= Eggert Magnússon =

Icelandic businessman (born 1947)

Eggert Magnússon (born 20 February 1947) is an Icelandic businessman and former president of the Football Association of Iceland and ex-chairman of West Ham United. Eggert is a former owner and CEO of an import/export and bread and biscuit manufacturing company.

==Brief football history==
Eggert was president of the Football Association of Iceland (KSÍ), and was an important voice on the UEFA Executive Committee as a representative of one of UEFA's smaller member associations, but had to resign due to the takeover of West Ham United FC.

Eggert was elected to the UEFA Executive Committee in April 2002, after previous membership of the Licensed Match Agents panel (1992–94). Fair Play Committee (1994–96) and Club Competitions Committee (1996–2002). Eggert contributes to the development of women's football as the Executive Committee's representative on the Women's Football Committee, also Eggert is a member of the Clubs and Leagues Working Group.

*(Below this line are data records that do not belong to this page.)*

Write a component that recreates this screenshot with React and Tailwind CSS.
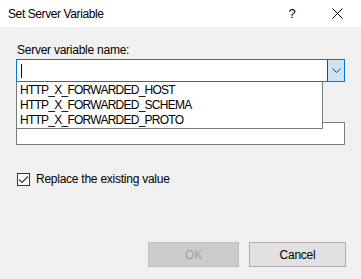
export default function App() {
  return (
    <div
      className="w-[361px] h-[279px] bg-[#f0f0f0] flex flex-col text-[12px] text-black overflow-hidden tracking-[-0.25px]"
      style={{ fontFamily: '"Liberation Sans", Arial, sans-serif' }}
    >
      {/* title bar */}
      <div className="h-[27px] bg-white flex items-center pl-2 shrink-0">
        <span className="flex-1 tracking-[-0.4px]">Set Server Variable</span>
        <span className="w-[10px] text-center mr-[35px] text-[13px]">?</span>
        <svg width="11" height="11" viewBox="0 0 11 11" className="mr-[18px]">
          <path d="M0.5 0.5L10.5 10.5M10.5 0.5L0.5 10.5" stroke="#000" strokeWidth="1" />
        </svg>
      </div>

      <div className="relative flex-1 flex flex-col px-4 pb-3">
        <label className="mt-[16px] leading-[15px] pl-[1px]">Server variable name:</label>

        {/* combo */}
        <div className="mt-[1px] h-[23px] border border-[#0078d7] bg-white flex">
          <div className="flex-1 flex items-center pl-[4px]">
            <div className="w-px h-[14px] bg-black" />
          </div>
          <div className="w-[17px] border-l border-[#005499] bg-[#cce4f7] flex items-center justify-center">
            <svg width="9" height="5" viewBox="0 0 9 5">
              <path d="M0.5 0.5L4.5 4.5L8.5 0.5" fill="none" stroke="#404040" strokeWidth="1" />
            </svg>
          </div>
        </div>

        {/* value field (covered by dropdown list) */}
        <div className="mt-[40px] h-[23px] border border-[#7a7a7a] bg-white" />

        {/* checkbox */}
        <div className="mt-[27px] flex items-center gap-[6px] pl-[1px]">
          <div className="w-[13px] h-[13px] border border-[#333] bg-white flex items-center justify-center">
            <svg width="11" height="9" viewBox="0 0 11 9">
              <path d="M1 4.5L4 7.5L10 1.5" fill="none" stroke="#333" strokeWidth="1.2" />
            </svg>
          </div>
          <span className="leading-[15px]">Replace the existing value</span>
        </div>

        {/* buttons */}
        <div className="mt-auto flex justify-end gap-[10px] mr-[-1px]">
          <button className="w-[91px] h-[25px] bg-[#cccccc] border border-[#bfbfbf] text-[#a0a0a0]">OK</button>
          <button className="w-[97px] h-[25px] bg-[#e1e1e1] border border-[#adadad] text-black">Cancel</button>
        </div>

        {/* dropdown list */}
        <div className="absolute left-4 top-[55px] w-[307px] h-[47px] bg-white border-x border-b border-[#7a7a7a] pt-px pl-[3px] tracking-[-0.75px]">
          <div className="leading-[15px]">HTTP_X_FORWARDED_HOST</div>
          <div className="leading-[15px]">HTTP_X_FORWARDED_SCHEMA</div>
          <div className="leading-[15px]">HTTP_X_FORWARDED_PROTO</div>
        </div>
      </div>
    </div>
  );
}
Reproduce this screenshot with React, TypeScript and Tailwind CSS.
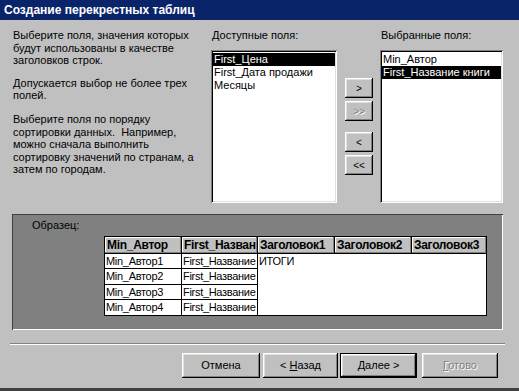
const raised =
  'shadow-[inset_-1px_-1px_#000,inset_1px_1px_#fff,inset_-2px_-2px_#808080,inset_2px_2px_#dfdfdf]';
const sunken =
  'shadow-[inset_1px_1px_#808080,inset_-1px_-1px_#fff,inset_2px_2px_#000,inset_-2px_-2px_#dfdfdf]';
const headerCell =
  'bg-[#c0c0c0] shadow-[inset_-1px_-1px_#808080,inset_1px_1px_#fff] px-[2px] font-bold text-[12px] tracking-[-0.3px] leading-[16px] whitespace-nowrap overflow-hidden';
const bodyCell = 'bg-white px-[1px] leading-[14px] tracking-[-0.3px] whitespace-nowrap overflow-hidden';
const disabledText = 'text-[#808080] [text-shadow:1px_1px_0_#fff]';

function ListBox({ items, selected }: { items: string[]; selected: number }) {
  return (
    <div className={`h-[153px] bg-white p-[2px] pt-[3px] ${sunken}`}>
      {items.map((it, i) => (
        <div
          key={it}
          className={`h-[13px] leading-[13px] pl-[1px] whitespace-nowrap ${
            i === selected ? 'bg-black text-white' : ''
          }`}
        >
          {it}
        </div>
      ))}
    </div>
  );
}

function MoveButton({ label, disabled }: { label: string; disabled?: boolean }) {
  return (
    <div
      className={`w-[28px] h-[20px] flex items-center justify-center text-[10px] ${raised} ${
        disabled ? disabledText : ''
      }`}
    >
      {label}
    </div>
  );
}

function WizardButton({
  children,
  isDefault,
  disabled,
  className = '',
}: {
  children: React.ReactNode;
  isDefault?: boolean;
  disabled?: boolean;
  className?: string;
}) {
  return (
    <div
      className={`h-[25px] flex items-center justify-center ${className} ${
        isDefault ? 'border border-black' : ''
      } ${disabled ? disabledText : ''}`}
    >
      <div className={`w-full h-full flex items-center justify-center ${raised}`}>
        <span className="whitespace-pre">{children}</span>
      </div>
    </div>
  );
}

const ROWS = ['Min_Автор1', 'Min_Автор2', 'Min_Автор3', 'Min_Автор4'];

export default function App() {
  return (
    <div className="w-[519px] h-[391px] bg-[#c0c0c0] flex flex-col overflow-hidden font-['Liberation_Sans',Arial,sans-serif] text-[11px] text-black border-b-[3px] border-[#404040]">
      <div className="h-[20px] shrink-0 bg-[#0a246a] text-white font-bold text-[12px] pl-[4px] flex items-center">
        Создание перекрестных таблиц
      </div>

      <div className="flex pt-[9px]">
        <div className="w-[211px] pl-[13px] leading-[12.6px]">
          <p>
            Выберите поля, значения которых
            <br />
            будут использованы в качестве
            <br />
            заголовков строк.
          </p>
          <p className="mt-[10px]">
            Допускается выбор не более трех
            <br />
            полей.
          </p>
          <p className="mt-[11px]">
            Выберите поля по порядку
            <br />
            {'сортировки данных.\u00a0 Например,'}
            <br />
            можно сначала выполнить
            <br />
            сортировку значений по странам, а
            <br />
            затем по городам.
          </p>
        </div>

        <div className="w-[126px]">
          <div className="h-[13px] leading-[13px] pl-[1px] mb-[8px]">Доступные поля:</div>
          <ListBox items={['First_Цена', 'First_Дата продажи', 'Месяцы']} selected={0} />
        </div>

        <div className="ml-[8px] pt-[49px] flex flex-col">
          <MoveButton label=">" />
          <div className="mt-[3px]">
            <MoveButton label=">>" disabled />
          </div>
          <div className="mt-[11px]">
            <MoveButton label="<" />
          </div>
          <div className="mt-[3px]">
            <MoveButton label="<<" />
          </div>
        </div>

        <div className="w-[123px] ml-[7px]">
          <div className="h-[13px] leading-[13px] pl-[1px] mb-[8px]">Выбранные поля:</div>
          <ListBox items={['Min_Автор', 'First_Название книги']} selected={1} />
        </div>
      </div>

      <div className="ml-[12px] mt-[11px] w-[491px] h-[116px] bg-[#808080] shadow-[inset_1px_1px_#404040,inset_-1px_-1px_#fff] pt-[5px] pl-[20px]">
        <div className="leading-[13px]">Образец:</div>
        <div className="ml-[72px] mt-[4px] w-[383px] grid grid-cols-[76px_75px_76px_76px_74px] grid-rows-[16px_14px_15px_14px_15px] gap-px border border-black bg-black">
          <div className={headerCell}>Min_Автор</div>
          <div className={headerCell}>First_Назван</div>
          <div className={headerCell}>Заголовок1</div>
          <div className={headerCell}>Заголовок2</div>
          <div className={headerCell}>Заголовок3</div>

          <div className={bodyCell}>{ROWS[0]}</div>
          <div className={bodyCell}>First_Название</div>
          <div className={`${bodyCell} col-span-3 row-span-4`}>ИТОГИ</div>
          {ROWS.slice(1).map((r) => (
            <div key={r} className="contents">
              <div className={bodyCell}>{r}</div>
              <div className={bodyCell}>First_Название</div>
            </div>
          ))}
        </div>
      </div>

      <div className="ml-[10px] mt-[13px] w-[495px] h-[2px] border-t border-[#808080] border-b border-b-white" />

      <div className="flex mt-[8px] pl-[182px]">
        <WizardButton className="w-[78px]">Отмена</WizardButton>
        <WizardButton className="w-[75px] ml-[3px]">
          {'< '}
          <span className="underline">Н</span>азад
        </WizardButton>
        <WizardButton className="w-[77px] ml-[2px]" isDefault>
          <span className="underline">Д</span>алее {'>'}
        </WizardButton>
        <WizardButton className="w-[76px] ml-[5px]" disabled>
          <span className="underline">Г</span>отово
        </WizardButton>
      </div>
    </div>
  );
}
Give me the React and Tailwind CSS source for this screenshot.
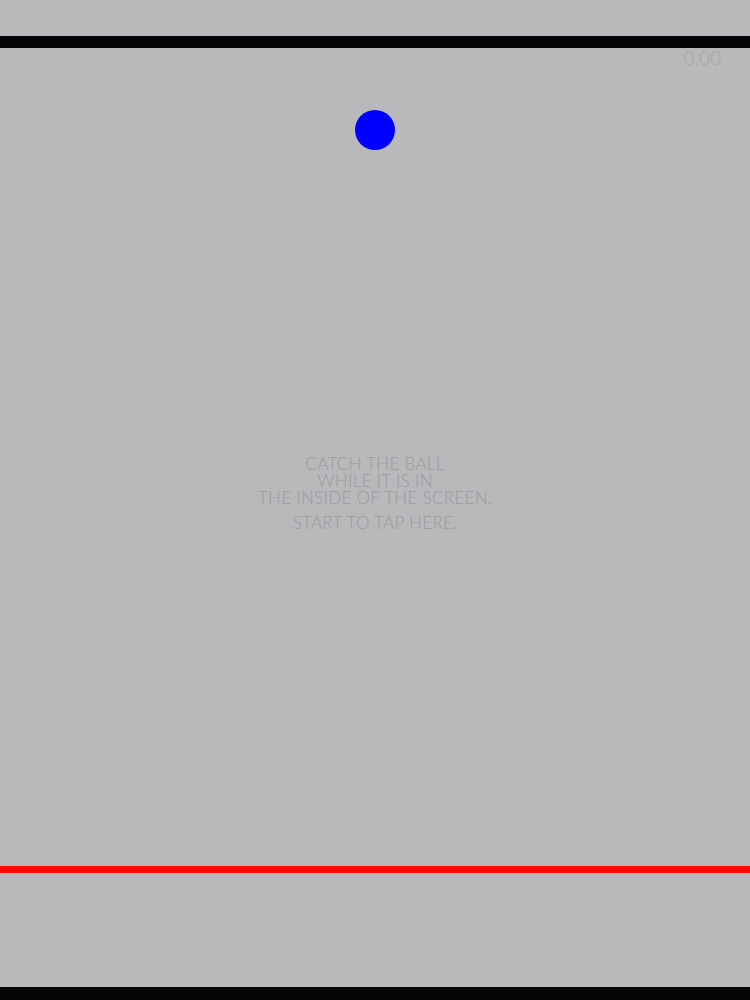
import React from "react";

const App = () => {
  return (
    <div
      className="w-[750px] h-[1000px] flex flex-col bg-[#b9b8bb] overflow-hidden"
      style={{ fontFamily: "Lato, 'Open Sans', sans-serif" }}
    >
      <div className="h-[36px] shrink-0" />
      <div className="h-[12px] shrink-0 bg-[#050505]" />

      {/* Play field */}
      <div className="relative flex-1 flex flex-col items-center">
        <div className="self-end pr-[29px] text-[19px] leading-[19px] font-light text-[#a6a5a8]">
          0.00
        </div>

        {/* ball */}
        <div className="absolute left-[355px] top-[62px] w-[40px] h-[40px] rounded-full bg-[#0000ff]" />

        <div className="pt-[388px] flex flex-col items-center text-[17px] leading-[17px] font-light tracking-[0.3px] text-[#99989b] uppercase text-center">
          <span>Catch the ball</span>
          <span>While it is in</span>
          <span>The inside of the screen.</span>
          <span className="mt-[8px]">Start to tap here.</span>
        </div>
      </div>

      <div className="h-[7px] shrink-0 bg-[#ff0a0a]" />
      <div className="h-[114px] shrink-0" />
      <div className="h-[13px] shrink-0 bg-[#050505]" />
    </div>
  );
};

export default App;
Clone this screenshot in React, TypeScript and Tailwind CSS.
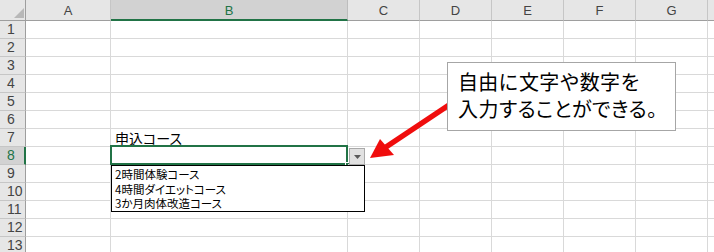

==Takeover of West Ham United==

===Takeover===
On 21 November 2006, West Ham announced that they had reached an agreement with a consortium headed by Eggert for the sale of the club, worth £85m.

===Manager change===
After a run of bad results Eggert sacked manager Alan Pardew on 11 December 2006, replacing him with Alan Curbishley.

===Change of duties===
On 18 September 2007, it was announced that Eggert would step down as executive chairman but would still retain the role as club non-executive chairman overseeing a new management structure, and would keep his stake in the club.
Shortly after the change, on 13 December 2007, it was announced that Eggert had left West Ham and that his 5 per cent holding had been bought by club majority owner Björgólfur Guðmundsson.